INFORMATION SHOWN:
------

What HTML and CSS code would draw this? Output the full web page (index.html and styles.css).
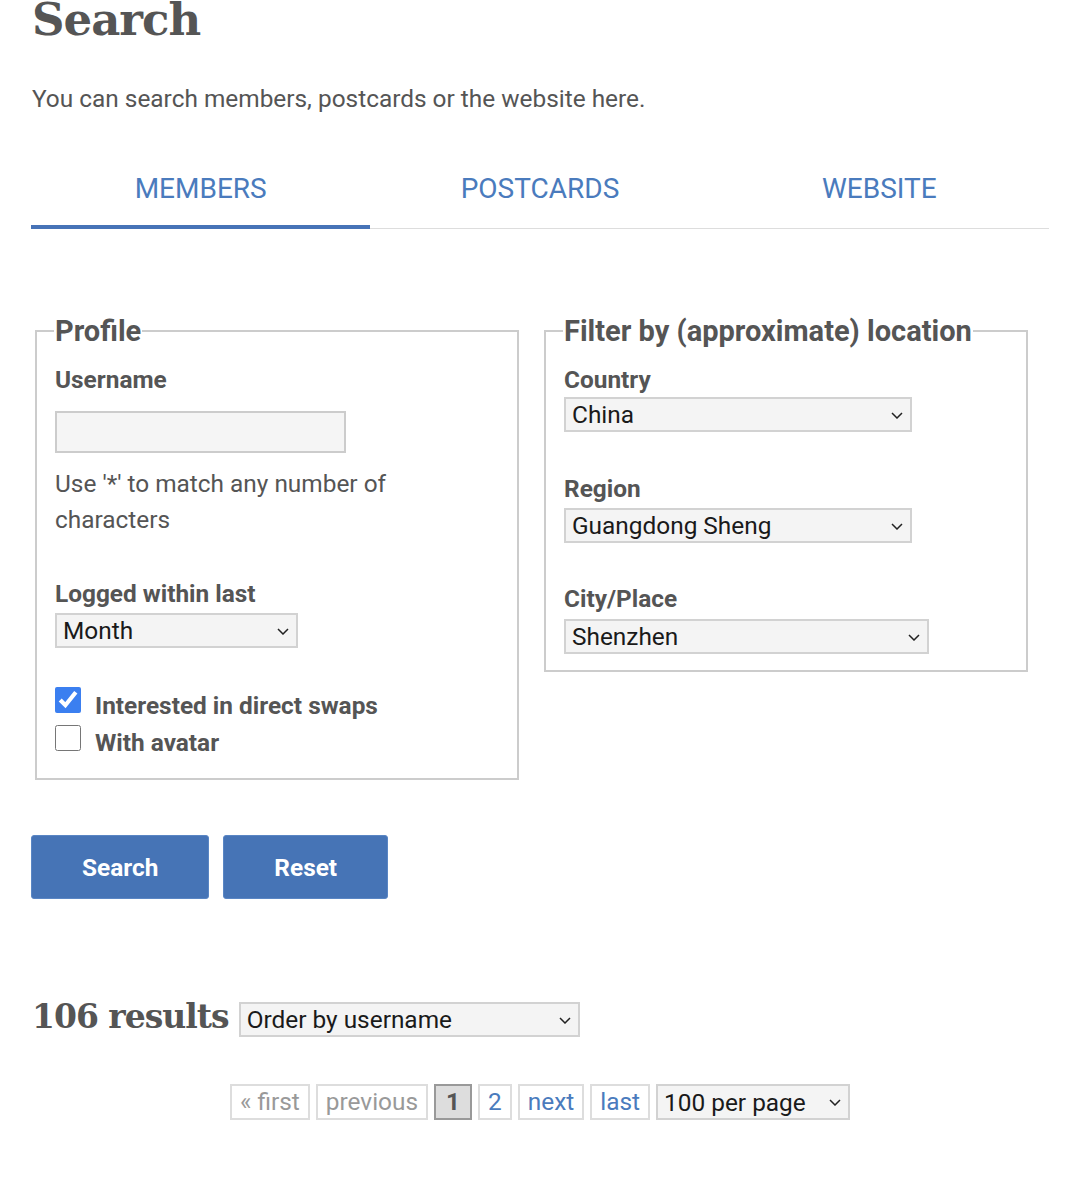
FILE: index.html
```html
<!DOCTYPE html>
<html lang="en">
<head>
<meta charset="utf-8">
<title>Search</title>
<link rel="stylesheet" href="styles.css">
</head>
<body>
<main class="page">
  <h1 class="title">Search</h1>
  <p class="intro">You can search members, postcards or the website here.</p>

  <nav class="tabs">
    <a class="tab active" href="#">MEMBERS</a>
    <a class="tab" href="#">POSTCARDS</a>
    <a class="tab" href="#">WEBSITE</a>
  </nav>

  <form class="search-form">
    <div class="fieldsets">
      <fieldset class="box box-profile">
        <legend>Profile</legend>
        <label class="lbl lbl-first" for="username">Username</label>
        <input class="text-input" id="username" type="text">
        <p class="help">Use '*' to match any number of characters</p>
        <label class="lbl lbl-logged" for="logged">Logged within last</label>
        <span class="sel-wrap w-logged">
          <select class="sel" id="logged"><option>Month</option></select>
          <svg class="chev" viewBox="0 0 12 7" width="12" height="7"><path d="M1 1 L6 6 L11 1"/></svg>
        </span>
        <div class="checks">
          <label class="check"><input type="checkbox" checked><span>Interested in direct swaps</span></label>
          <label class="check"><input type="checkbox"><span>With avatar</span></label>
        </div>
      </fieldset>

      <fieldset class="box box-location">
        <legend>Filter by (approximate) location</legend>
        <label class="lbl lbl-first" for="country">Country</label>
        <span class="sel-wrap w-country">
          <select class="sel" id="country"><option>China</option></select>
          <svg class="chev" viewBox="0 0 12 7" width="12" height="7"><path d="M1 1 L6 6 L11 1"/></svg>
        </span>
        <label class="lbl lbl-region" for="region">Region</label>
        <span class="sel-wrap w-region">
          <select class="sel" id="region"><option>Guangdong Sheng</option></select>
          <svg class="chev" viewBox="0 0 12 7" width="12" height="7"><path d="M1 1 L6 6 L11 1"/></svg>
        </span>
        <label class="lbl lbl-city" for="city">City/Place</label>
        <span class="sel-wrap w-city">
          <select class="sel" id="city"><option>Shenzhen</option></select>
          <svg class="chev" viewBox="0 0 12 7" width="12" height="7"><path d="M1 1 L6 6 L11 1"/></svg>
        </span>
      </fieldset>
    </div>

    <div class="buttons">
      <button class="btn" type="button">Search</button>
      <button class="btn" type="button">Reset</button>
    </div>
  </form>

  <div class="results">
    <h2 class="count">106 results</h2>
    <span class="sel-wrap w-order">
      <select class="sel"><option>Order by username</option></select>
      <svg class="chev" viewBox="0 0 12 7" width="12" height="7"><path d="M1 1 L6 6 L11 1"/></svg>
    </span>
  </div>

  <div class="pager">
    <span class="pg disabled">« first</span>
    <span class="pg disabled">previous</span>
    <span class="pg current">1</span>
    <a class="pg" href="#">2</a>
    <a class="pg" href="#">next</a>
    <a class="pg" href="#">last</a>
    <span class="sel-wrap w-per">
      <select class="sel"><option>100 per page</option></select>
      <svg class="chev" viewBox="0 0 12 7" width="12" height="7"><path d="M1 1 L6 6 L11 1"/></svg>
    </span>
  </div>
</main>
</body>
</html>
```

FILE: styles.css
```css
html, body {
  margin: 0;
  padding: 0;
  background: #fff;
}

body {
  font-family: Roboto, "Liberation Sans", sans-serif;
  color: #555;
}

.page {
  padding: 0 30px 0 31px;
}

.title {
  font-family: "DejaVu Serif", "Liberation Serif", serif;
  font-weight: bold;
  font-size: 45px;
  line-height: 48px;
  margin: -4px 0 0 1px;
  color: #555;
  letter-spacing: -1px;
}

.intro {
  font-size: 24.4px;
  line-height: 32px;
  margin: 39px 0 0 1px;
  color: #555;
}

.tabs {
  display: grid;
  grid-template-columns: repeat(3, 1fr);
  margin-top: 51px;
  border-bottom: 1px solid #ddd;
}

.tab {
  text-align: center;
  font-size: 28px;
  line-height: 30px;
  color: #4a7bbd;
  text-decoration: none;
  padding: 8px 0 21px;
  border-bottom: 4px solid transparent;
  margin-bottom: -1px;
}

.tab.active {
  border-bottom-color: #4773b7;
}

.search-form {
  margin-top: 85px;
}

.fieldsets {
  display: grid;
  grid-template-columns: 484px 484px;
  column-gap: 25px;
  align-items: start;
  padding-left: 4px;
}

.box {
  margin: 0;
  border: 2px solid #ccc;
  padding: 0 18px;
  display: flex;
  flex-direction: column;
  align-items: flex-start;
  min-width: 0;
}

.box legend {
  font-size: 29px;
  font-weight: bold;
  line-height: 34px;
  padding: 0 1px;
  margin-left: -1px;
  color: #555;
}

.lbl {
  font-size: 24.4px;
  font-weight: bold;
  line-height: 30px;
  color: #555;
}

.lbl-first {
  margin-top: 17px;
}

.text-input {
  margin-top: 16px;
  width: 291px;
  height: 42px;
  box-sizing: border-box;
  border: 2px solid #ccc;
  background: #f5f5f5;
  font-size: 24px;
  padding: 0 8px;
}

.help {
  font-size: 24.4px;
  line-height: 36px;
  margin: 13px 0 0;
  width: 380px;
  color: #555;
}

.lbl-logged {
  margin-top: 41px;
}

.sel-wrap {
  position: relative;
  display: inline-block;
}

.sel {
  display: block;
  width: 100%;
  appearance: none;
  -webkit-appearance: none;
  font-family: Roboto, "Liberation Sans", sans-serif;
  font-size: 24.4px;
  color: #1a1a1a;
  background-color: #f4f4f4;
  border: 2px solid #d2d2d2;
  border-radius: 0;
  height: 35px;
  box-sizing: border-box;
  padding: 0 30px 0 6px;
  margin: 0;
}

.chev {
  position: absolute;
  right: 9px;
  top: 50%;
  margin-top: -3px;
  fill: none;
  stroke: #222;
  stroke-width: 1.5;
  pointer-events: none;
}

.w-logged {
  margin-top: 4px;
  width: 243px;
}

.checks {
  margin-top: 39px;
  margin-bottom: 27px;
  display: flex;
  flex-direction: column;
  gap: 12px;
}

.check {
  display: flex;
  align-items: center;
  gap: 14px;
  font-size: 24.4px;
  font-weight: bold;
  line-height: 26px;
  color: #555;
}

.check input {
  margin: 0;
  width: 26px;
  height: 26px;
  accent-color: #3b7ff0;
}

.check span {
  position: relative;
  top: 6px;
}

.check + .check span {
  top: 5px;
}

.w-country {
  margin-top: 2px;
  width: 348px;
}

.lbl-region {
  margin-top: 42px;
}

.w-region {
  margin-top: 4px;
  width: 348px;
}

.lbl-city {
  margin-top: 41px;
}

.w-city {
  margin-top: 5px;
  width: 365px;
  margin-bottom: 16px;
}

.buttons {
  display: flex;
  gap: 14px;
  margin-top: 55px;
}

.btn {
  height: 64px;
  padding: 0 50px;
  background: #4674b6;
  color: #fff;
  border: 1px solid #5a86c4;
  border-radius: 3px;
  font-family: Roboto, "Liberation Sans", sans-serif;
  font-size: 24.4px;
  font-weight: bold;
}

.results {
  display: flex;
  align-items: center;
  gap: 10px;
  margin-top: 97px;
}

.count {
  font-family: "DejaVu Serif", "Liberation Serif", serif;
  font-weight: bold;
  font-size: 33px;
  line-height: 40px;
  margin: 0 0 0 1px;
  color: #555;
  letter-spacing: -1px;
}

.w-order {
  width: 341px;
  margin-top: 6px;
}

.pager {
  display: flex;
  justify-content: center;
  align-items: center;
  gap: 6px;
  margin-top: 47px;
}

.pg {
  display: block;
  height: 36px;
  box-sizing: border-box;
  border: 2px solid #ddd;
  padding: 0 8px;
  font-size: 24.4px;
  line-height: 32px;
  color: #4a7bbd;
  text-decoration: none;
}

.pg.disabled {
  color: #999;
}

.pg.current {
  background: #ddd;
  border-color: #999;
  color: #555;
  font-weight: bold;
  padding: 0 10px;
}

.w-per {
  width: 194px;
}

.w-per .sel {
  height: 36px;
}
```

------

TASK TO CARRY OUT:
From the listing, copy every line where the string "styles" appears.

EXERCISE ANSWER:
What HTML and CSS code would draw this? Output the full web page (index.html and styles.css).
<link rel="stylesheet" href="styles.css">
FILE: styles.css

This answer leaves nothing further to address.